Do you know how when you try something new, you're just not too sure how it is going to come out? Well, this was one of those times! I knew that soaking chicken or pork in buttermilk was magical in creating a really tender, juicy meat, but I had never seasoned the buttermilk first. You really need to try this, but beware, you must let it soak overnight...the longer the better.
Add to one quart of buttermilk:
1/2 cup chopped shallots
2 tbs chopped garlic
2 tbs kosher salt
2 tbs sugar
1 tbs ground cumin
1 tsp black pepper

I mix this all together in a zip lock bag. Immerse the chicken, zip and leave in the refrigerator. Honestly? I let it soak over night and I am convinced that is why the flavors were perfect.

When it is done, I let it rest while I cook prepare the roasted asparagus and Jasmine ginger rice.

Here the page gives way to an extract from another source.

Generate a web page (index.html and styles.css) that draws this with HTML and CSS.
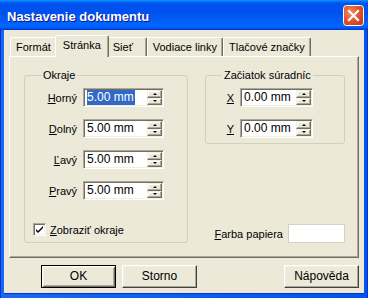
FILE: index.html
```html
<!DOCTYPE html>
<html>
<head>
    <meta charset="UTF-8">
    <link rel="stylesheet" href="styles.css">
</head>
<body>
    <div class="window">
        <div class="titlebar">
            <span class="title">Nastavenie dokumentu</span>
            <div class="close">
                <svg width="21" height="21" viewBox="0 0 21 21">
                    <defs>
                        <radialGradient id="red" cx="0.35" cy="0.35" r="0.8">
                            <stop offset="0" stop-color="#F08A68"/>
                            <stop offset="0.55" stop-color="#E0542C"/>
                            <stop offset="1" stop-color="#C23A17"/>
                        </radialGradient>
                    </defs>
                    <rect x="0.5" y="0.5" width="20" height="20" rx="3" fill="url(#red)" stroke="#FFFFFF"/>
                    <path d="M6 6 L15 15 M15 6 L6 15" stroke="#FFFFFF" stroke-width="2.2" stroke-linecap="square"/>
                </svg>
            </div>
        </div>
        <div class="client">
            <div class="tabs">
                <div class="tab">Formát</div>
                <div class="tab active">Stránka</div>
                <div class="tab">Sieť</div>
                <div class="tab">Vodiace linky</div>
                <div class="tab">Tlačové značky</div>
            </div>
            <div class="panel">
                <fieldset class="group margins">
                    <legend>Okraje</legend>
                    <div class="row">
                        <label><u>H</u>orný</label>
                        <div class="spin-field">
                            <span class="value"><span class="selected">5.00 mm</span></span>
                            <div class="spin"><span class="up"></span><span class="down"></span></div>
                        </div>
                    </div>
                    <div class="row">
                        <label><u>D</u>olný</label>
                        <div class="spin-field">
                            <span class="value">5.00 mm</span>
                            <div class="spin"><span class="up"></span><span class="down"></span></div>
                        </div>
                    </div>
                    <div class="row">
                        <label><u>Ľ</u>avý</label>
                        <div class="spin-field">
                            <span class="value">5.00 mm</span>
                            <div class="spin"><span class="up"></span><span class="down"></span></div>
                        </div>
                    </div>
                    <div class="row">
                        <label><u>P</u>ravý</label>
                        <div class="spin-field">
                            <span class="value">5.00 mm</span>
                            <div class="spin"><span class="up"></span><span class="down"></span></div>
                        </div>
                    </div>
                    <div class="check-row">
                        <span class="checkbox">
                            <svg width="9" height="9" viewBox="0 0 9 9">
                                <path d="M1 4 L3 6 L8 1 L8 3 L3 8 L1 6 Z" fill="#000000"/>
                            </svg>
                        </span>
                        <span><u>Z</u>obraziť okraje</span>
                    </div>
                </fieldset>
                <div class="right-col">
                    <fieldset class="group origin">
                        <legend>Začiatok súradníc</legend>
                        <div class="row">
                            <label><u>X</u></label>
                            <div class="spin-field short">
                                <span class="value">0.00 mm</span>
                                <div class="spin"><span class="up"></span><span class="down"></span></div>
                            </div>
                        </div>
                        <div class="row">
                            <label><u>Y</u></label>
                            <div class="spin-field short">
                                <span class="value">0.00 mm</span>
                                <div class="spin"><span class="up"></span><span class="down"></span></div>
                            </div>
                        </div>
                    </fieldset>
                    <div class="paper-row">
                        <label><u>F</u>arba papiera</label>
                        <div class="swatch"></div>
                    </div>
                </div>
            </div>
            <div class="buttons">
                <div class="btn default">OK</div>
                <div class="btn">Storno</div>
                <div class="btn help">Nápověda</div>
            </div>
        </div>
    </div>
</body>
</html>
```

FILE: styles.css
```css
body {
    margin: 0;
    font-family: "Liberation Sans", Arial, sans-serif;
    font-size: 11px;
    color: #000000;
}

.window {
    width: 368px;
    height: 298px;
    display: flex;
    flex-direction: column;
    background: linear-gradient(to right, #0831D9 1px, #166AEE 1px, #0055EA calc(100% - 1px), #0831D9 calc(100% - 1px));
}

.titlebar {
    height: 30px;
    flex: 0 0 30px;
    display: flex;
    align-items: center;
    padding: 0 4px 0 7px;
    background: linear-gradient(to bottom, #0997FF, #0053EE 10%, #0050EE 40%, #0066FF 85%, #005BFF 93%, #003DD7 97%, #003DD7);
}

.title {
    padding-top: 2px;
    color: #FFFFFF;
    font-size: 13px;
    font-weight: bold;
    text-shadow: 1px 1px #0F1089;
}

.close {
    margin-left: auto;
    width: 21px;
    height: 21px;
}

.close svg {
    display: block;
}

.client {
    flex: 1;
    margin: 0 4px 4px 4px;
    padding: 5px 5px 0 5px;
    background: #ECE9D8;
    display: flex;
    flex-direction: column;
    border-bottom: 1px solid #0831D9;
}

/* tab strip */
.tabs {
    display: flex;
    align-items: flex-end;
    height: 21px;
    padding-left: 1px;
}

.tab {
    box-sizing: border-box;
    height: 19px;
    min-width: 40px;
    padding: 0 5px;
    line-height: 18px;
    border: 1px solid #FFFFFF;
    border-bottom: none;
    border-right-color: #716F64;
    border-radius: 2px 2px 0 0;
    box-shadow: inset -1px 0 #ACA899;
    white-space: nowrap;
}

.tab.active {
    position: relative;
    z-index: 1;
    height: 22px;
    margin: 0 -2px -1px -2px;
    padding: 0 7px;
    line-height: 18px;
    background: #ECE9D8;
}

.panel {
    display: flex;
    gap: 17px;
    padding: 11px 13px 14px 14px;
    border: 1px solid #FFFFFF;
    border-right-color: #716F64;
    border-bottom-color: #716F64;
    box-shadow: inset -1px -1px #ACA899;
}

/* group boxes */
.group {
    margin: 0;
    min-width: 0;
    border: 1px solid #D0D0BF;
    border-radius: 3px;
}

.group legend {
    margin-left: 8px;
    padding: 0 2px;
    line-height: 14px;
}

.margins {
    width: 164px;
    box-sizing: border-box;
    padding: 6px 23px 5px 8px;
}

.right-col {
    width: 140px;
    display: flex;
    flex-direction: column;
}

.origin {
    padding: 6px 31px 5px 8px;
}

.row {
    display: flex;
    justify-content: flex-end;
    align-items: center;
    gap: 6px;
}

.row + .row {
    margin-top: 12px;
}

.row label u,
.paper-row label u,
.check-row u {
    text-underline-offset: 1px;
}

/* edit box with spin buttons */
.spin-field {
    box-sizing: border-box;
    width: 81px;
    height: 19px;
    display: flex;
    background: #FFFFFF;
    border: 1px solid #ACA899;
    border-right-color: #FFFFFF;
    border-bottom-color: #FFFFFF;
    box-shadow: inset 1px 1px #716F64, inset -1px -1px #F1EFE2;
    padding: 1px 1px 1px 2px;
}

.spin-field.short {
    width: 73px;
}

.value {
    flex: 1;
    line-height: 15px;
    padding-left: 1px;
    font-size: 12px;
}

.selected {
    display: inline-block;
    background: #316AC5;
    color: #FFFFFF;
    padding-right: 1px;
}

.spin {
    width: 15px;
    display: flex;
    flex-direction: column;
}

.spin span {
    flex: 1;
    display: flex;
    align-items: center;
    justify-content: center;
    background: #ECE9D8;
    border: 1px solid #F1EFE2;
    border-right-color: #716F64;
    border-bottom-color: #716F64;
    box-shadow: inset -1px -1px #ACA899, inset 1px 1px #FFFFFF;
}

.spin .up::after,
.spin .down::after {
    content: "";
    width: 0;
    height: 0;
    border-left: 2px solid transparent;
    border-right: 2px solid transparent;
}

.spin .up::after {
    border-bottom: 2px solid #000000;
}

.spin .down::after {
    border-top: 2px solid #000000;
}

.check-row {
    display: flex;
    align-items: center;
    gap: 4px;
    height: 15px;
    margin-top: 22px;
}

.checkbox {
    box-sizing: border-box;
    width: 13px;
    height: 13px;
    display: flex;
    align-items: center;
    justify-content: center;
    background: #FFFFFF;
    border: 1px solid #ACA899;
    border-right-color: #FFFFFF;
    border-bottom-color: #FFFFFF;
    box-shadow: inset 1px 1px #716F64, inset -1px -1px #F1EFE2;
}

.checkbox svg {
    display: block;
}

.paper-row {
    margin-top: auto;
    display: flex;
    justify-content: flex-end;
    align-items: center;
    gap: 5px;
}

.swatch {
    width: 57px;
    height: 19px;
    box-sizing: border-box;
    background: #FFFFFF;
    border: 1px solid #D5D2C4;
}

/* dialog buttons */
.buttons {
    display: flex;
    gap: 6px;
    margin-top: 7px;
    padding-left: 32px;
}

.btn {
    box-sizing: border-box;
    width: 75px;
    height: 23px;
    line-height: 21px;
    text-align: center;
    font-size: 12px;
    border: 1px solid #FFFFFF;
    border-right-color: #404040;
    border-bottom-color: #404040;
    box-shadow: inset -1px -1px #ACA899, inset 1px 1px #F1EFE2;
}

.btn.default {
    border-color: #000000;
    box-shadow: inset 1px 1px #FFFFFF, inset -1px -1px #716F64, inset 2px 2px #F1EFE2, inset -2px -2px #ACA899;
}

.btn.help {
    margin-left: auto;
}
```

The asparagus gets a little olive oil, salt, and pepper. When the oven reaches 400 degrees, cook for about 15 minutes turning them a few times. While that is going on, I prepare the rice. Again, this is simple and takes about as long as the asparagus! Bring to a boil 1 1/2 cups chicken broth, about 2 tbs butter, 2 tbs chopped ginger, and salt and pepper. Add 1 cup of rice, cover, lower the heat and cook for about 10-15 minutes. It cooks a lot quicker than regular long-grain rice does, so check it a few times.